Networks and sovereignty
The Connecting Europe Facility links security to supply chains in concrete ways. Money for rail and road corridors tightens NATO logistics and smooths civilian freight. The energy pillar finances grids that will carry hydrogen from Iberia to Germany and cables that plug Ukraine into the continental network. The European Investment Bank reckons the energy window could crowd in €110bn of private capital. That leverage attracts companies that once ignored Brussels programmes as too small to matter.
The Competitiveness Fund extends industrial logic to defence mid-caps. Missile makers, electronic-warfare specialists and secure-communications firms will compete for grants and equity. By allowing dual-use projects early in the research cycle, the programme aims to keep European intellectual property onshore. The Commission plans to publish guidelines on technology-sovereignty indicators by early 2027. Parliament attached a right of scrutiny, a mild check on executive ambition.
Europe has often struggled to match rhetoric with resource. These opinions shift that balance. Should the €409bn Competitiveness Fund survive intact, EU-level investment capacity would more than double compared with 2021-2027. The €17.6bn for military mobility almost triples the current allocation and makes infrastructure policy a pillar of deterrence. By linking Ukrainian projects to the facility, the Union uses its budget not only to rebuild a neighbour but also to anchor it in the single market.
Strategic pitfalls
Risks remain.
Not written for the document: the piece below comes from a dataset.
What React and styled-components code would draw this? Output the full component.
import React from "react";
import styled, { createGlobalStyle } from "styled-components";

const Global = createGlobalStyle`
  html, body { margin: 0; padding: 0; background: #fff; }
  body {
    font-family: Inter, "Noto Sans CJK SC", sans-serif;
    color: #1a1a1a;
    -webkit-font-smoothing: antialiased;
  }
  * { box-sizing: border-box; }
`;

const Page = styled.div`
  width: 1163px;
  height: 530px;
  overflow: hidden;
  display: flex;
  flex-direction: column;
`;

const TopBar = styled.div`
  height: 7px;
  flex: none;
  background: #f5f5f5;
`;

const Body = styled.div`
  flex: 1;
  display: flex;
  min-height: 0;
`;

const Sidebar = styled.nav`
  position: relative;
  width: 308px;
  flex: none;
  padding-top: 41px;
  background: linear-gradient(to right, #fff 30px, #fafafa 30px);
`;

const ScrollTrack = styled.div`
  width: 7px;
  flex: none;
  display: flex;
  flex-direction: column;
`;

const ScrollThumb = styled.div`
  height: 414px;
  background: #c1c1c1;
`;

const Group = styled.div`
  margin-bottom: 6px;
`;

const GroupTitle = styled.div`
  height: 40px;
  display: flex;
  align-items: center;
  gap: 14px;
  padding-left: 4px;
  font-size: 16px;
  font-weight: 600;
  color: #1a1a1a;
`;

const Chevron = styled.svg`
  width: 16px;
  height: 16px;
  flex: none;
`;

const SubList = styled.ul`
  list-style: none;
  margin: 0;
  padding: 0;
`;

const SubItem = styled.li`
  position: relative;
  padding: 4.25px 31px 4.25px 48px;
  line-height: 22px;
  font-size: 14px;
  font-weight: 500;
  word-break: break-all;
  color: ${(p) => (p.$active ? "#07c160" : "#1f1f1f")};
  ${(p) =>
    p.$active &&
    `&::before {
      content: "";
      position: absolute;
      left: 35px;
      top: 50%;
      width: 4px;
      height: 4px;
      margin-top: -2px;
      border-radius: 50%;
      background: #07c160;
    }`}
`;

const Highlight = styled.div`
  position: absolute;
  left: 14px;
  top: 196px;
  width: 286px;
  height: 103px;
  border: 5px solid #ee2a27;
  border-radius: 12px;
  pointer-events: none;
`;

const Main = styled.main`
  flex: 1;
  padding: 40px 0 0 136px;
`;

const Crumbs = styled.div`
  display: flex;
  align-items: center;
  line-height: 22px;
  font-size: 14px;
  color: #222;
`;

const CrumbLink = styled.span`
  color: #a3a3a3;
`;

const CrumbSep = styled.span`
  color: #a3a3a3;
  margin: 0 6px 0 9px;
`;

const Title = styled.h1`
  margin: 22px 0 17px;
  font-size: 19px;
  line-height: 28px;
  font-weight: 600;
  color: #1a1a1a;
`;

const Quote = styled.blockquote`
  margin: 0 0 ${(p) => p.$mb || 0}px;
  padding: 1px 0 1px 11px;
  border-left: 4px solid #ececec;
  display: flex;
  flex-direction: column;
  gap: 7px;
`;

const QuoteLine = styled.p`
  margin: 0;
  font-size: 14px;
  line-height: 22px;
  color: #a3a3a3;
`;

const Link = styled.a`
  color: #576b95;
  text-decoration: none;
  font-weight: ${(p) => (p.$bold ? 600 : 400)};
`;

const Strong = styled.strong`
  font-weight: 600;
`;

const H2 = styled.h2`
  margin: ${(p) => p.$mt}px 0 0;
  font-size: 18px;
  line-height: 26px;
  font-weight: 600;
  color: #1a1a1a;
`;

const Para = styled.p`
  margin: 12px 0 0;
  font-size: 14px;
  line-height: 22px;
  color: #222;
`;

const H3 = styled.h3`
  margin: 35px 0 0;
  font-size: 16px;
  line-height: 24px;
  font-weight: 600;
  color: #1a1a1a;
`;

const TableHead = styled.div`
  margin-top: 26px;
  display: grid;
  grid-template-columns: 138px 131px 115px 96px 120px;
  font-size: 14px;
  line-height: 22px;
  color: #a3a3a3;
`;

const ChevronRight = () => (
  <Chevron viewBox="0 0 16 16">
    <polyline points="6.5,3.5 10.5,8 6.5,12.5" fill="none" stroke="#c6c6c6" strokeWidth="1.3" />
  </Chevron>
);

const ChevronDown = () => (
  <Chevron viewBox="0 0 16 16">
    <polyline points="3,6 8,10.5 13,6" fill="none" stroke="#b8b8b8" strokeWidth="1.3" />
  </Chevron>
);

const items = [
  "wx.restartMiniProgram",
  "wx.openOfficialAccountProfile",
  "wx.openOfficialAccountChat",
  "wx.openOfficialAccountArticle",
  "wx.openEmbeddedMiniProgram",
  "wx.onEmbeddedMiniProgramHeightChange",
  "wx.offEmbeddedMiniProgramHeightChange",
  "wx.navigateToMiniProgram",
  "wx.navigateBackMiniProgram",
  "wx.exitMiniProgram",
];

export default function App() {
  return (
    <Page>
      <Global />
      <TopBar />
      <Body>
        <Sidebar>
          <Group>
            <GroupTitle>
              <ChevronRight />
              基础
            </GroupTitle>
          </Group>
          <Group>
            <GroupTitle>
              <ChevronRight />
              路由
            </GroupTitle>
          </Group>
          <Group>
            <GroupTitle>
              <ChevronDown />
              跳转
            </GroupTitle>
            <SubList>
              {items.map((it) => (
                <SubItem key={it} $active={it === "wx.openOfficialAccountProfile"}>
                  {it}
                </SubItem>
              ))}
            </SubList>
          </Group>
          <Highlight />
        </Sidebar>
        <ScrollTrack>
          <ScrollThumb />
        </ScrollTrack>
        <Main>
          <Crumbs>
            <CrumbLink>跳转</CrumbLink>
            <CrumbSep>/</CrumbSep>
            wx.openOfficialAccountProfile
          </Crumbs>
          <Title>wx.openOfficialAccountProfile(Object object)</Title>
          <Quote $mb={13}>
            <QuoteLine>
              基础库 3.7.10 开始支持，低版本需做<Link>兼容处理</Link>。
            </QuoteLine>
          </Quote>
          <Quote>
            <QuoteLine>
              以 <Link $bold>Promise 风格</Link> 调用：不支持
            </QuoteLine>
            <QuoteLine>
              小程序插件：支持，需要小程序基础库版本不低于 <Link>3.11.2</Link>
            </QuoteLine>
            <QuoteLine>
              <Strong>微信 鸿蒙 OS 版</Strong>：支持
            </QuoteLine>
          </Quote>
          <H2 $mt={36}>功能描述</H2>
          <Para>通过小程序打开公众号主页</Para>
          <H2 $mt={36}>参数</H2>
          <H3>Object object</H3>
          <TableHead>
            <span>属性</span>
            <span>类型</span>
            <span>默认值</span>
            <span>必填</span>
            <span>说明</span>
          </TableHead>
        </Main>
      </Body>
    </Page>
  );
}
The Council could shave the envelopes during autumn talks. A north-south split over subsidy rules may stall the Competitiveness Fund. Five member states already demand stricter conditions on Ukraine-related spending in the Connecting Europe Facility. Yet Parliament’s early unity narrows the trade-offs. Cutting the defence windows now carries political cost in Brussels and, perhaps more importantly, in Warsaw and Tallinn.
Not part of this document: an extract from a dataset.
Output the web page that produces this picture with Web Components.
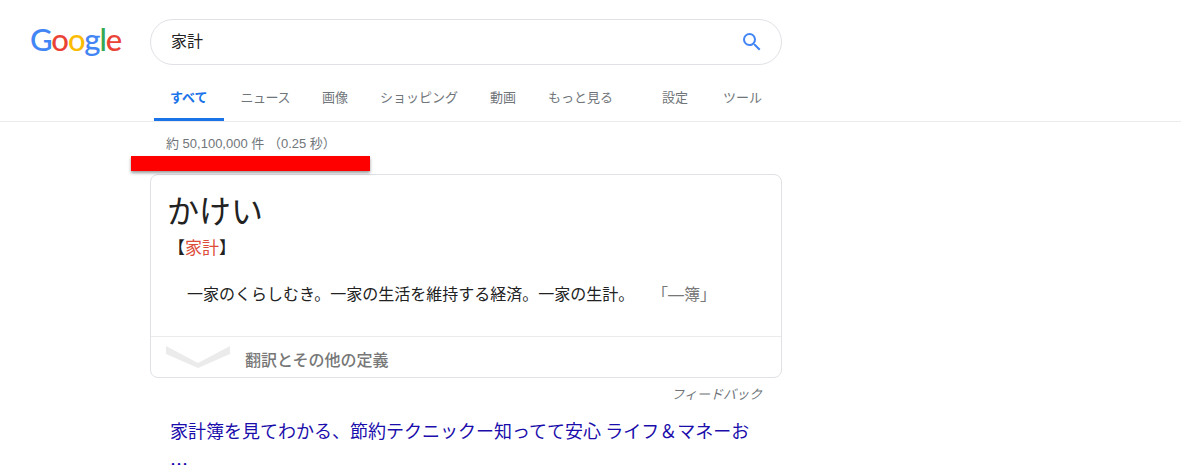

Both files must still pass ITRE, TRAN and plenary scrutiny. Trilogues will pit Parliament against budget hawks in the Council. The Commission’s streamlined governance model may face amendments that restore heavier expert review. Even so, the committee’s twin votes change the default. Defence research and military corridors are now embedded in the EU’s flagship investment schemes. Removing them would require an explicit decision, not mere neglect.
If the timetable holds, the first multi-year work programmes will appear in 2027. Calls could open days after the new budget cycle starts in 2028, avoiding the two-year lull that hampered the 2021 launch. Companies, infrastructure managers and regional authorities would then plan against a predictable seven-year envelope worth €490bn in commitments — about 40 per cent larger than the entire 2014-2020 cohesion budget.
The Union has long talked about strategic autonomy. The SEDE committee just voted for something more tangible: strategic liquidity.